Clause 36 might be understood as a development of the ideas underpinning section 18 of the European Union Act 2011, although this new provision is a ‘sovereignty clause’ which actually endorses the subsistence of parliamentary sovereignty in explicit terms, rather than vaguely and indirectly as in the prior statute.  But clause 36 is also declaratory in effect, in the manner of the recent provisions in devolution legislation signifying the permanence of the Scottish and Welsh political institutions, and recognising the normal (but not absolute) operation of the Sewel convention.

What is the legal effect of clause 36?  It is tempting to regard it as essentially political window dressing, asserting the absence of any derogation from parliamentary sovereignty in consequence of the mechanisms introduced by the EU (Withdrawal Agreement) Bill.  Yet while that message may appeal to some sceptics of an ongoing relationship between the UK and the EU, it is difficult to see that it has any practical effect in terms of diminishing the actual legal status of the obligations flowing from the Withdrawal Agreement in domestic law.  It may therefore be an affirmation of parliamentary sovereignty which fails to satisfy its primary audience – Parliament may well retain its legal sovereignty, despite having exercised that sovereignty in such a way as to give enhanced domestic status to rules contained in a treaty agreed with the EU (again).

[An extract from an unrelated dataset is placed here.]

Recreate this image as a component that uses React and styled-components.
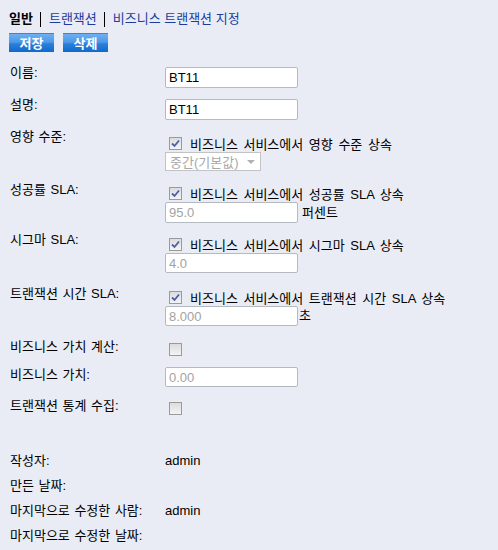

The direction of travel in the approach to this Bill, away from procedural statutory limits on repeal and towards the formalistic affirmation of parliamentary sovereignty, is striking.  This diluted approach to embedding the provisions of the Bill might also be reflected in the process established for the ‘protection for workers’ rights’, which by clause 34 and Schedule 4, simply introduces a system requiring ministers to make statements of non-regression in relation to workers’ retained EU rights on the introduction of relevant legislation.  Seemingly modelled on the process in section 19 of the Human Rights Act 1998, there is no procedural bar to a minister making a statement that regression will occur, but the government wishes to proceed regardless, beyond a very light, general duty to consult with representatives of workers (and also employers) prior to a statement.


The broader consequences of the inclusion of clause 36, and the absence of greater clarity regarding the circumstances in which the EU (Withdrawal Agreement) Bill could be repealed, will be a matter for further debate.  Ultimately, this may depend on how we understand parliamentary sovereignty.

If this doctrine is one which was able to accommodate the supremacy of EU law in the UK’s constitutional system during our decades of membership, then given the continuity with that previous approach in this Bill, there is no reason to think we are derogating from parliamentary sovereignty now in the manner in which the Withdrawal Agreement is being implemented.  Indeed, the most significant effect of clause 36 may be to confirm retrospectively, at the moment of exiting the EU, that the domestic legislative scheme which gave effect to the supremacy of EU law was entirely compatible with the doctrine of parliamentary sovereignty all along.

At the same time, however, while it may give effect to the core obligations set out in the draft Withdrawal Agreement, it is not clear that this draft, as it stands, fully implements the more detailed commitments of the previous government relating to the content and status of an EU (Withdrawal Agreement) Bill.

I’m grateful to Alison Young, Adam Tucker and Stephen Tierney for very helpful comments on a draft version of this post.

Mike Gordon, Professor of Constitutional Law, University of Liverpool

(Suggested citation: M. Gordon, ‘The European Union (Withdrawal Agreement) Bill: Parliamentary Sovereignty, Continuity and Novelty’, U.K. Const. L. Blog (22nd Oct. 2019) (available at https://ukconstitutionallaw.org/))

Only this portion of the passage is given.